Billboard found that the album's "arrangements, songs, sweet floating vocal harmonies and punching instrumental phrases are all best described as impeccable".  Joe McEwen of Rolling Stone exclaimed "Though most of Spirit maintains a high level of artistic competence, I find the new album to be like a bean-sprout salad — undeniably nutritious, but hardly filling."
With a 4.5 out of 5 stars rating Alex Henderson of Allmusic called the record "outstanding". Henderson added "Maurice White's message and vision (an interesting blend of Afro-American Christianity and Eastern philosophy) was as positive and uplifting as ever, and as always, EWF expressed this positivity without being Pollyanna-ish or corny.
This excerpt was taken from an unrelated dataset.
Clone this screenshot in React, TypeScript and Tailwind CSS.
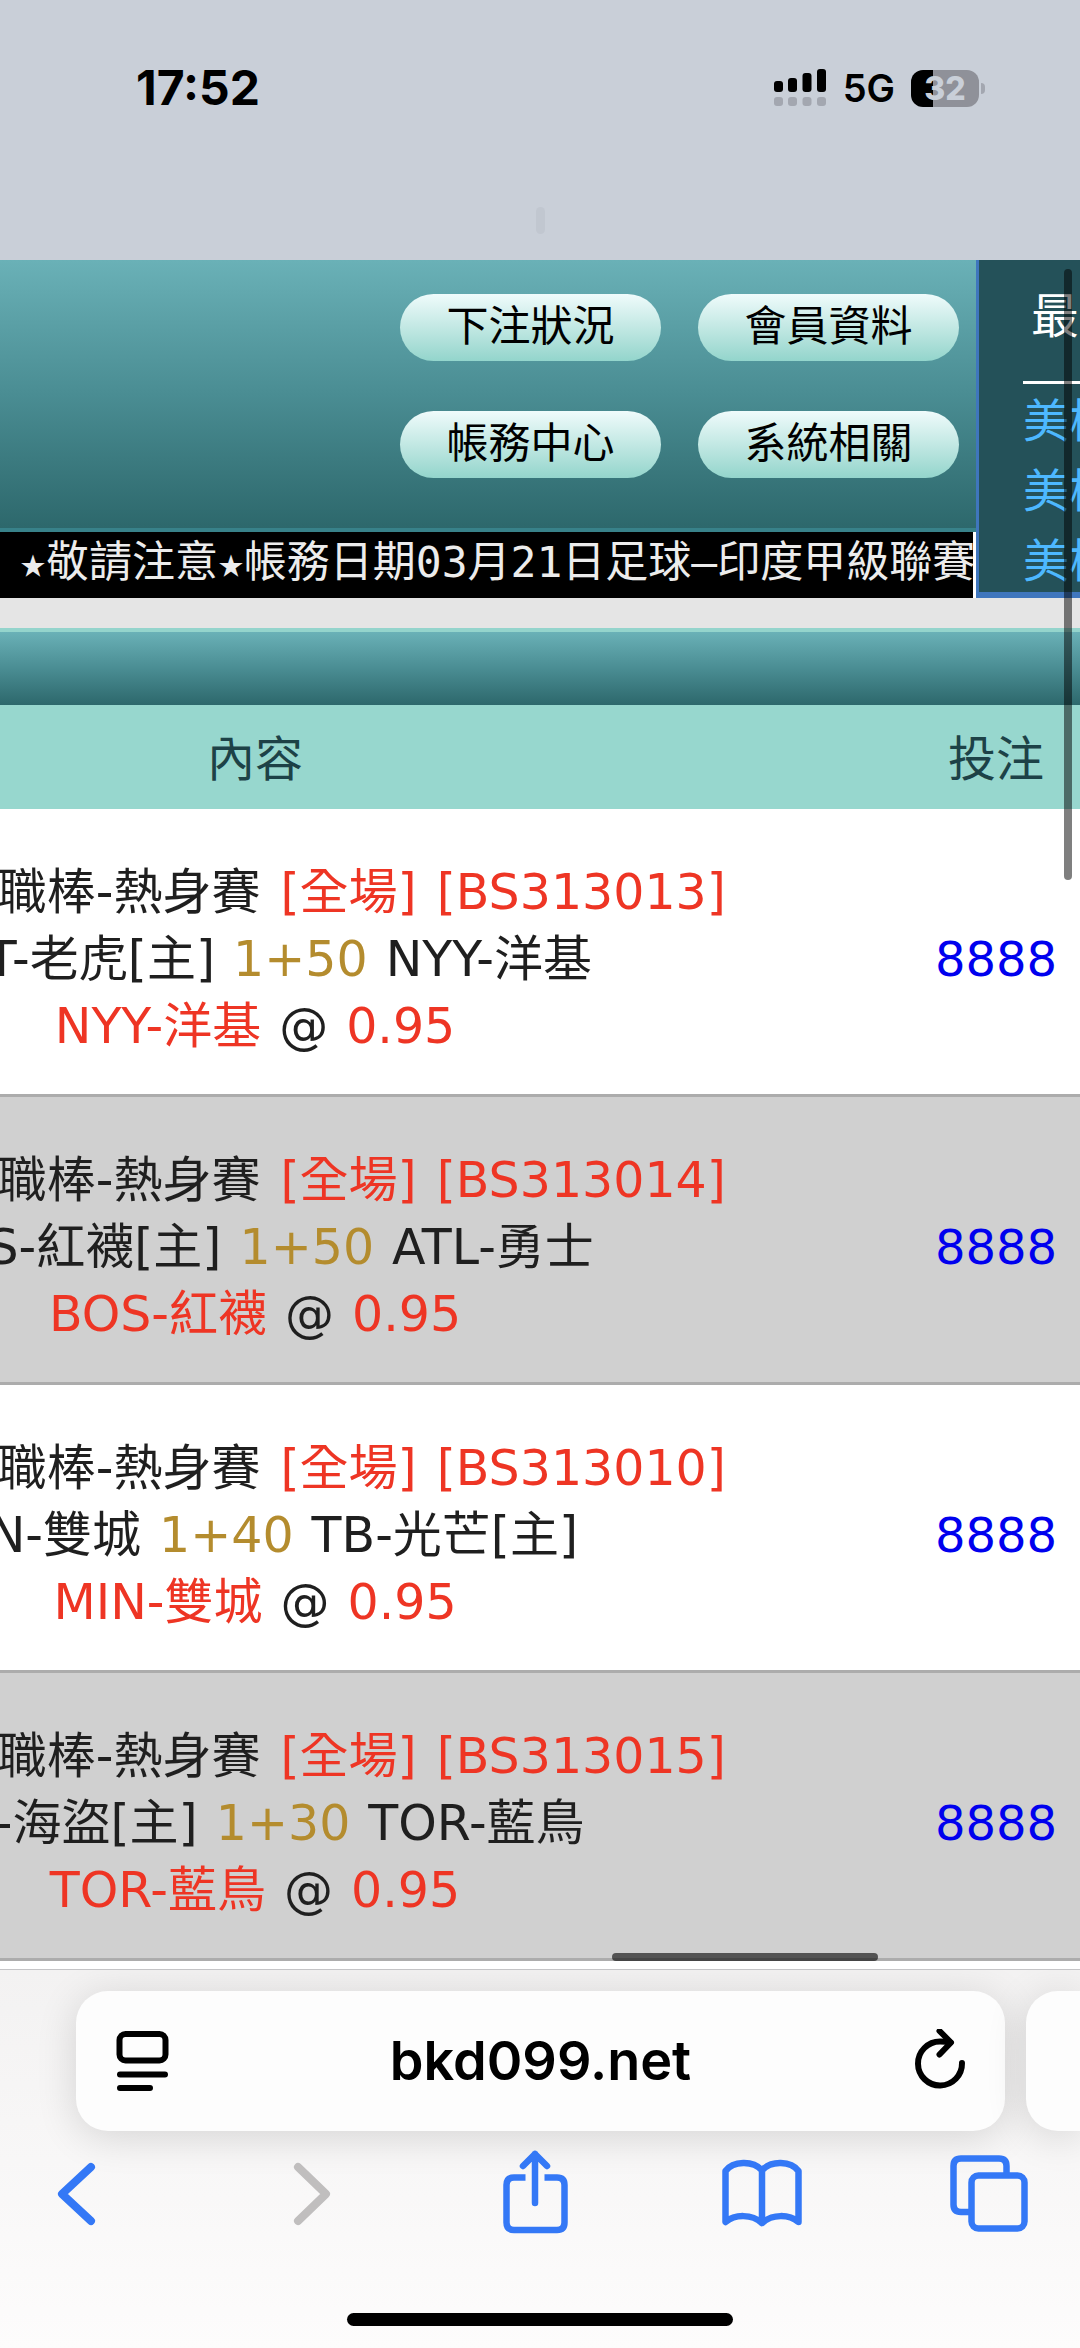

And even if one didn't take EWF's calls for unity, hard work, self-respect, and faith in God to heart, they had no problem with their solid grooves." Robert Christgau of the Village Voice gave a B grade saying "Most of these songs are fun to listen to."
Music Week proclaimed "With a more spiritual, ethereal feel than the six albums that had already cut to that point, it really marks a turning point in their career and is crammed with excellent tunes." Rick Atkinson of The Record wrote "Any album that can hit the album charts, the single charts, and discos all at once is a guaranteed success.	
John Rockwell of The New York Times declared that "What is most interesting about Maurice White and his musicians..is their refusal to be locked into any stylistic format Mr. White's record will be labeled 'disco' in some quarters, and indeed parts of if, would not sound out of place in a disco. But, generally, Earth, Wind and Fire is closer to jazz, or to jazz‐rock, than to the thumping formulas of disco. And yet the group isn't afraid to slip in a ballad, either." Variety also described the album as "Another solid rhythm and blues session with one of the slickest acts of the genre, Earth, Wind & Fire, which always keeps it together. "A couple of instrumentals break up a lot of smooth, polished vocal instrumental trips."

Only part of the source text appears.